§ Given problem: Make an exact copy of the data below, leaving out every picture.

§ Material provided:
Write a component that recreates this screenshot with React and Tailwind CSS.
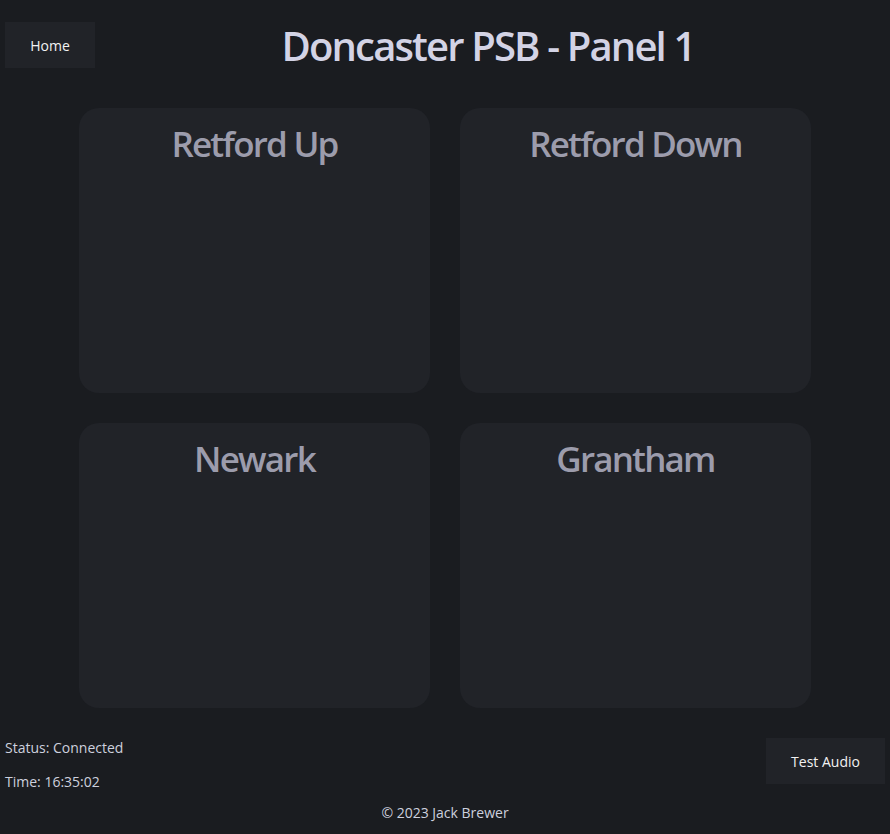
export default function App() {
  const panels = ["Retford Up", "Retford Down", "Newark", "Grantham"];

  return (
    <div
      className="min-h-[834px] bg-[#1a1c20] text-[#cfd0e0]"
      style={{ fontFamily: '"Open Sans", "Noto Sans", sans-serif' }}
    >
      <header className="flex items-start pt-[19px]">
        <button className="ml-[5px] mt-[3px] h-[46px] w-[90px] bg-[#212328] text-[14px] text-[#f2f2f2]">
          Home
        </button>
        <h1 className="flex-1 pr-[9px] text-center text-[40px] leading-[1.362] font-semibold tracking-[-1.85px] text-[#d3d3e5]">
          Doncaster PSB - Panel 1
        </h1>
      </header>

      <main className="mt-[35px] grid grid-cols-[351px_351px] justify-center gap-x-[30px] gap-y-[30px]">
        {panels.map((name) => (
          <div key={name} className="h-[285px] rounded-[20px] bg-[#212328] pt-[12px]">
            <h2 className="text-center text-[35px] leading-[1.362] font-semibold tracking-[-1.8px] text-[#9c9cac]">
              {name}
            </h2>
          </div>
        ))}
      </main>

      <div className="mt-[30px] flex items-start justify-between px-[5px] text-[14px] leading-[19px] text-[#cdd0de]">
        <div className="flex flex-col gap-[15px]">
          <p>Status: Connected</p>
          <p>Time: 16:35:02</p>
        </div>
        <button className="h-[46px] w-[119px] bg-[#212328] text-[14px] text-[#f2f2f2]">Test Audio</button>
      </div>

      <footer className="mt-[12px] pb-[12px] text-center text-[14px] leading-[19px] text-[#cdd0de]">
        © 2023 Jack Brewer
      </footer>
    </div>
  );
}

§ Response:
Write a component that recreates this screenshot with React and Tailwind CSS.
export default function App() {
  const panels = ["Retford Up", "Retford Down", "Newark", "Grantham"];

  return (
    <div
      className="min-h-[834px] bg-[#1a1c20] text-[#cfd0e0]"
      style={{ fontFamily: '"Open Sans", "Noto Sans", sans-serif' }}
    >
      <header className="flex items-start pt-[19px]">
        <button className="ml-[5px] mt-[3px] h-[46px] w-[90px] bg-[#212328] text-[14px] text-[#f2f2f2]">
          Home
        </button>
        <h1 className="flex-1 pr-[9px] text-center text-[40px] leading-[1.362] font-semibold tracking-[-1.85px] text-[#d3d3e5]">
          Doncaster PSB - Panel 1
        </h1>
      </header>

      <main className="mt-[35px] grid grid-cols-[351px_351px] justify-center gap-x-[30px] gap-y-[30px]">
        {panels.map((name) => (
          <div key={name} className="h-[285px] rounded-[20px] bg-[#212328] pt-[12px]">
            <h2 className="text-center text-[35px] leading-[1.362] font-semibold tracking-[-1.8px] text-[#9c9cac]">
              {name}
            </h2>
          </div>
        ))}
      </main>

      <div className="mt-[30px] flex items-start justify-between px-[5px] text-[14px] leading-[19px] text-[#cdd0de]">
        <div className="flex flex-col gap-[15px]">
          <p>Status: Connected</p>
          <p>Time: 16:35:02</p>
        </div>
        <button className="h-[46px] w-[119px] bg-[#212328] text-[14px] text-[#f2f2f2]">Test Audio</button>
      </div>

      <footer className="mt-[12px] pb-[12px] text-center text-[14px] leading-[19px] text-[#cdd0de]">
        © 2023 Jack Brewer
      </footer>
    </div>
  );
}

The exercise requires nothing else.